Copy out, from the entries below, each line holding the string "index".

____

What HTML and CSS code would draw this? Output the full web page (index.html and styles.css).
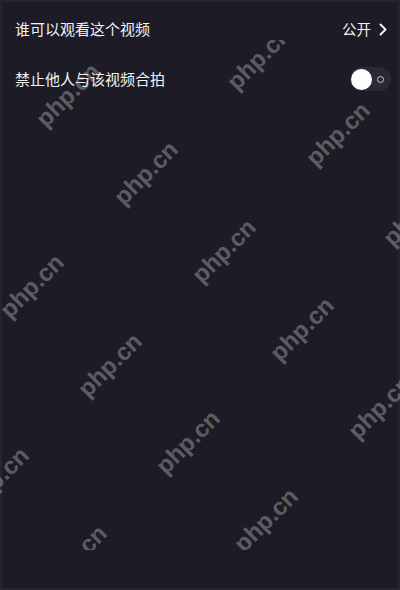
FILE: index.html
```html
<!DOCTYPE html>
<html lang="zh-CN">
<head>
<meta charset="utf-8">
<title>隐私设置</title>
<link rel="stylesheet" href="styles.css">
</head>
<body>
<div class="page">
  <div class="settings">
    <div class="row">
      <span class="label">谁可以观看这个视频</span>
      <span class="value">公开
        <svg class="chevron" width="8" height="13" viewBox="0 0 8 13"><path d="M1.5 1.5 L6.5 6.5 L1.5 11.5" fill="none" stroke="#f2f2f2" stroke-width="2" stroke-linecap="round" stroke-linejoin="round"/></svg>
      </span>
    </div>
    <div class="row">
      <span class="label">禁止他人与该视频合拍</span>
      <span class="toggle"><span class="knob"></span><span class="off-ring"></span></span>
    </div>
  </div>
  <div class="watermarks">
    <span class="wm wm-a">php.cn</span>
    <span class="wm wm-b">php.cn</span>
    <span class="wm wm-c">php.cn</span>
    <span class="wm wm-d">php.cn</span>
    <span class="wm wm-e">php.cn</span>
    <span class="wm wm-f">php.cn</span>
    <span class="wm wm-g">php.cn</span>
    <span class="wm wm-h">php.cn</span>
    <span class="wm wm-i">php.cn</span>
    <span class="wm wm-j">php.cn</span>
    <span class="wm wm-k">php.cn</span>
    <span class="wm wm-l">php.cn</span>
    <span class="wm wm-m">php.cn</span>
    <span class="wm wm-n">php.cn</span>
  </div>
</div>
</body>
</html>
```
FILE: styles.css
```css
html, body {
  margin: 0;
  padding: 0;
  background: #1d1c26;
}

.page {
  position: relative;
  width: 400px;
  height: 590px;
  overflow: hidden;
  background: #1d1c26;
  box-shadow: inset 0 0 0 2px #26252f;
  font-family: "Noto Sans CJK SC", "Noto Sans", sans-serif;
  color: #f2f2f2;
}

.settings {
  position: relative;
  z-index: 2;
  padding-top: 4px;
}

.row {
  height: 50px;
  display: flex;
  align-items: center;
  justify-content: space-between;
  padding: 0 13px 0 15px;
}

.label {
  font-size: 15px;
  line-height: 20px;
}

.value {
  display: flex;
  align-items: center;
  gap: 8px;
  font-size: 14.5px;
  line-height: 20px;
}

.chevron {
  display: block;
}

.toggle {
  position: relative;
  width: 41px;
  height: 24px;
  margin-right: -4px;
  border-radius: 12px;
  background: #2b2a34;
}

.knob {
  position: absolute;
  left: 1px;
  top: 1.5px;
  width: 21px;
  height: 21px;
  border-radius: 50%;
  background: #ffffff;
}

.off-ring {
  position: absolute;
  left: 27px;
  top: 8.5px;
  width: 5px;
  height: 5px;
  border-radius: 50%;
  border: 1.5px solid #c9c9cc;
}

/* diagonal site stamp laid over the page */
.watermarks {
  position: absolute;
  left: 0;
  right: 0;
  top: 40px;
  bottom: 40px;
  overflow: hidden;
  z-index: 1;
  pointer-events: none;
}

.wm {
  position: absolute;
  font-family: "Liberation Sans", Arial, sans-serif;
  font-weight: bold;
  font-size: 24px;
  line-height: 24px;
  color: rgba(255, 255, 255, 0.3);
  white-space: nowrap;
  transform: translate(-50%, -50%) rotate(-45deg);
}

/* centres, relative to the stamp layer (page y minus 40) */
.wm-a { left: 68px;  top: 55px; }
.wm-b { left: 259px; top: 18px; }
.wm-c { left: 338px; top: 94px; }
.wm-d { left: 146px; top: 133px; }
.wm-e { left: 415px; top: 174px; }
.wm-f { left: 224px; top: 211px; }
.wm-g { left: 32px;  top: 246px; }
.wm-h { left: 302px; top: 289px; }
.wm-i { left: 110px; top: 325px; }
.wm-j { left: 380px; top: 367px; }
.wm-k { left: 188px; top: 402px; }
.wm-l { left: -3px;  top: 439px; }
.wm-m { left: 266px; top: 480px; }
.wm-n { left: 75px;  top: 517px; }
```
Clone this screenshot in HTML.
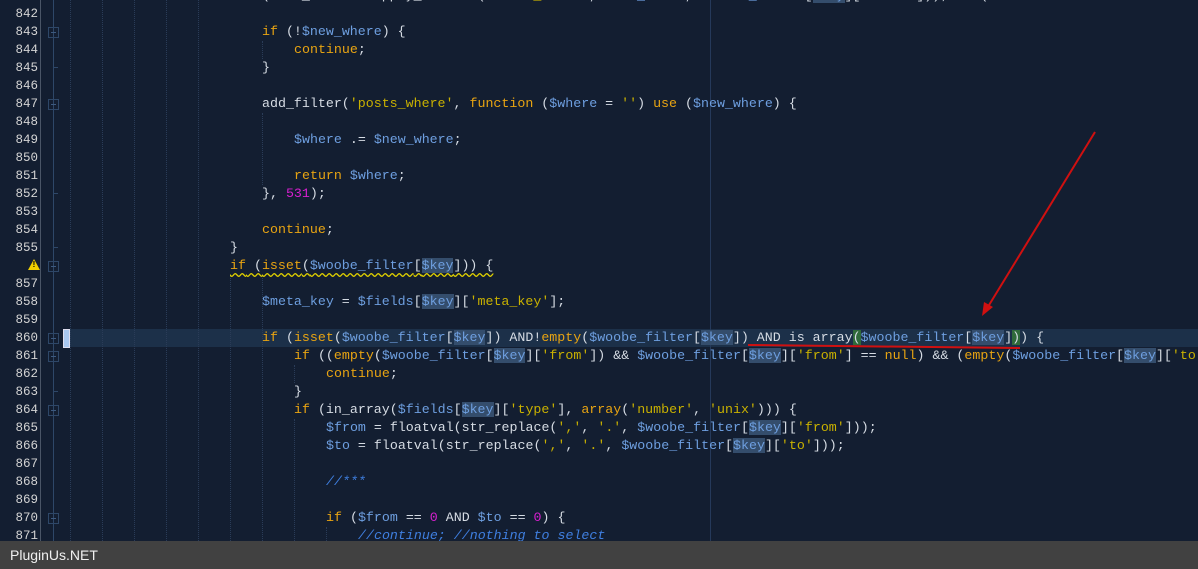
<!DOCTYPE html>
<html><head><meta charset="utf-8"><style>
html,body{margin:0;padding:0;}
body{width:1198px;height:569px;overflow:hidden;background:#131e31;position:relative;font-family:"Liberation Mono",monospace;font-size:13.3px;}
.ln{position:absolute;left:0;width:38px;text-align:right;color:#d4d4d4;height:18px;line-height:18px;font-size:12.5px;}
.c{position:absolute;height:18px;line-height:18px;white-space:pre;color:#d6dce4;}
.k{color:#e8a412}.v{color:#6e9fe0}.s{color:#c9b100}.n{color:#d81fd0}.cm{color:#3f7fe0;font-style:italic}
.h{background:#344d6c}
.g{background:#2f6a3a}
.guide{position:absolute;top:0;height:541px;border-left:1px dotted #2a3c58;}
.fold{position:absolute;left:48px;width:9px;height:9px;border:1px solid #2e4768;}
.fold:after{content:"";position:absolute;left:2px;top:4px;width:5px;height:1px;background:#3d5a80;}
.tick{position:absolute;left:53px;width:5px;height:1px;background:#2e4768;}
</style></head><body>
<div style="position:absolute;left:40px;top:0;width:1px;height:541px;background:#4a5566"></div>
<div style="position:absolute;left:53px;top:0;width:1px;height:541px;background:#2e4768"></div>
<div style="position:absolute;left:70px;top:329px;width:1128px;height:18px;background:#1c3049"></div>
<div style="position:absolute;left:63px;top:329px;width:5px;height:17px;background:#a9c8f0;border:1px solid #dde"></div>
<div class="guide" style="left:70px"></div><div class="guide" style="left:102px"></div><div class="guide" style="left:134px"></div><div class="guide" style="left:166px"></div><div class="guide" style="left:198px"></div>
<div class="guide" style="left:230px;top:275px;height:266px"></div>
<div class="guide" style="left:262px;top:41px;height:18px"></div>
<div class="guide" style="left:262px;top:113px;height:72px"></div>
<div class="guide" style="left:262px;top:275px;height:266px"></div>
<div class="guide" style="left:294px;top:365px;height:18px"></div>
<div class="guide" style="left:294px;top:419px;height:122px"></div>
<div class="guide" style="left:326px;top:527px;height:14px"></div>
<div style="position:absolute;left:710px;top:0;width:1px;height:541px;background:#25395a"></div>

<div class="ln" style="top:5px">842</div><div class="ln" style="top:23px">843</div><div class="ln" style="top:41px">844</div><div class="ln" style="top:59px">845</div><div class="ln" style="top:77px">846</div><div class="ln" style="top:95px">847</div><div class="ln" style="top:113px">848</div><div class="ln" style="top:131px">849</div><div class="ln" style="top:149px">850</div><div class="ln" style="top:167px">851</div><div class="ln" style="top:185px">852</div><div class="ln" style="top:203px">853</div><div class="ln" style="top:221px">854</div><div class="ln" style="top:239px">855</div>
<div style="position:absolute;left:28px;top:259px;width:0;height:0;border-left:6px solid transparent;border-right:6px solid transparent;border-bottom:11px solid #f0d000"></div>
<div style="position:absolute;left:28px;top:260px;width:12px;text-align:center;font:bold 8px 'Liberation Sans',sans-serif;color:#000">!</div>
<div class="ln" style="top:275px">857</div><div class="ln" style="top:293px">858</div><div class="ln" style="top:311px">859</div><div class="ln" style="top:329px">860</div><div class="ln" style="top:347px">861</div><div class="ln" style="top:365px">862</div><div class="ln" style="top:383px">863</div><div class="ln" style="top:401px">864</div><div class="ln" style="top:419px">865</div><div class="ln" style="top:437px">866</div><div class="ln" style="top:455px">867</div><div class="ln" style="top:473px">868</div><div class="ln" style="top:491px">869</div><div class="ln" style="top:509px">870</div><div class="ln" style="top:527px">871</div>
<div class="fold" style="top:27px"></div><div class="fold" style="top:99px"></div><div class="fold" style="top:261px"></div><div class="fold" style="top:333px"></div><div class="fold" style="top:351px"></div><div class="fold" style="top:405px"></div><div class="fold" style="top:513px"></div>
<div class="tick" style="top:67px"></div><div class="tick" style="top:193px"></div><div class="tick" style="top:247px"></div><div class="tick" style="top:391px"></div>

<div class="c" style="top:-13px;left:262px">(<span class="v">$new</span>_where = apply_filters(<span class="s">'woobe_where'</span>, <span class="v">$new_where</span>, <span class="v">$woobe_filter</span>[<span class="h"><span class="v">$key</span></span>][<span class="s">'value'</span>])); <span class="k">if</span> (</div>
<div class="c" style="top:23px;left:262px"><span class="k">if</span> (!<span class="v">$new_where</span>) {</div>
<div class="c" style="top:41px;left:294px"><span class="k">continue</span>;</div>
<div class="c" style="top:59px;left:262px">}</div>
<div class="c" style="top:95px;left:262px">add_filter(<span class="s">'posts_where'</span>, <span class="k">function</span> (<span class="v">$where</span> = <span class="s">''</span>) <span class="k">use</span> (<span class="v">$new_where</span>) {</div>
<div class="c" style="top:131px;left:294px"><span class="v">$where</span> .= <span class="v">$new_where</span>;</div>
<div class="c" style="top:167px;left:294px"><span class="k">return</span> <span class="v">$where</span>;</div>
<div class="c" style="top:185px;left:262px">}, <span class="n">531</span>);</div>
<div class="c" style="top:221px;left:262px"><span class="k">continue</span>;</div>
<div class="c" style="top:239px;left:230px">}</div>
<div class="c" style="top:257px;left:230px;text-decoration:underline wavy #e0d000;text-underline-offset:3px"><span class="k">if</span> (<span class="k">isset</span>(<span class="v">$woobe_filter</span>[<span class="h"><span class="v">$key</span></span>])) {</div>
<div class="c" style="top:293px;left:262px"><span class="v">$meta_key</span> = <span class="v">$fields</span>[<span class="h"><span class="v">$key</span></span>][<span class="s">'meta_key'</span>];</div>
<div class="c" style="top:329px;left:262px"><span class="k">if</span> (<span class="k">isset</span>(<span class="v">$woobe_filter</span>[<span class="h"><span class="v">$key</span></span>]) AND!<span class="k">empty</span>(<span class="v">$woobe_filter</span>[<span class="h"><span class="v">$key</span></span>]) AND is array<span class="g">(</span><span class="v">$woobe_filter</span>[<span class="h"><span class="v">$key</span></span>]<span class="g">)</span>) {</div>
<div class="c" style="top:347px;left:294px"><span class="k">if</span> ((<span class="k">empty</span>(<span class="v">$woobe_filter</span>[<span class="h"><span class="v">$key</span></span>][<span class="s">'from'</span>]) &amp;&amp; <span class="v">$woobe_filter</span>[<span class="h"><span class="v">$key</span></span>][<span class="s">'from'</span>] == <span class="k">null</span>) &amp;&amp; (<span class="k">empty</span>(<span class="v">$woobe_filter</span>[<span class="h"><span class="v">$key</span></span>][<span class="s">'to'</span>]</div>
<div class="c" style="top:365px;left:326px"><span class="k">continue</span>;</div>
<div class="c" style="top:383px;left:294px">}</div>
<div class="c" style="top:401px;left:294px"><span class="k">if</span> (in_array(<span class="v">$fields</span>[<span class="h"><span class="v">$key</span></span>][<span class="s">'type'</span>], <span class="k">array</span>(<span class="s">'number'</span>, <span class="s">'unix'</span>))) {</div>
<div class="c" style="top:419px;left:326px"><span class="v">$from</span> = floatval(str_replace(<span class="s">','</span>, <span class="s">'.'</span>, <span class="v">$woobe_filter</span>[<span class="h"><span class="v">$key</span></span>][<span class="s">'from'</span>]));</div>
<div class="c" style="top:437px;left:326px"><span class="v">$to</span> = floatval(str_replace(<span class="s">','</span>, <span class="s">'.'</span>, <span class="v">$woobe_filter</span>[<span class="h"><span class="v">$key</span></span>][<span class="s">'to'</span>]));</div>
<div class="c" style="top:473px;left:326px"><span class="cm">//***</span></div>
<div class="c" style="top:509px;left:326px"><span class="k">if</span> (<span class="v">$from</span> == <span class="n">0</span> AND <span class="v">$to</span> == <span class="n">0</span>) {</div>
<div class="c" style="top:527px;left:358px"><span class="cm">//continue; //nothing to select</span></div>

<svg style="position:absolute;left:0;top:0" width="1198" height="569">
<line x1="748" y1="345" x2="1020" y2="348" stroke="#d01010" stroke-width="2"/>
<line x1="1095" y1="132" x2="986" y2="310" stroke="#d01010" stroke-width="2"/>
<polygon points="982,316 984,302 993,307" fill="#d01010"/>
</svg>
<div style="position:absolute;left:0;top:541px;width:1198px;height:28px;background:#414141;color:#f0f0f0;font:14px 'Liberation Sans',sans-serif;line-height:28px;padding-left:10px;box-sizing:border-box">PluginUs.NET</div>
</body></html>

____

> Solved exercise:
What HTML and CSS code would draw this? Output the full web page (index.html and styles.css).
FILE: index.html
  z-index: 2;
  z-index: 1;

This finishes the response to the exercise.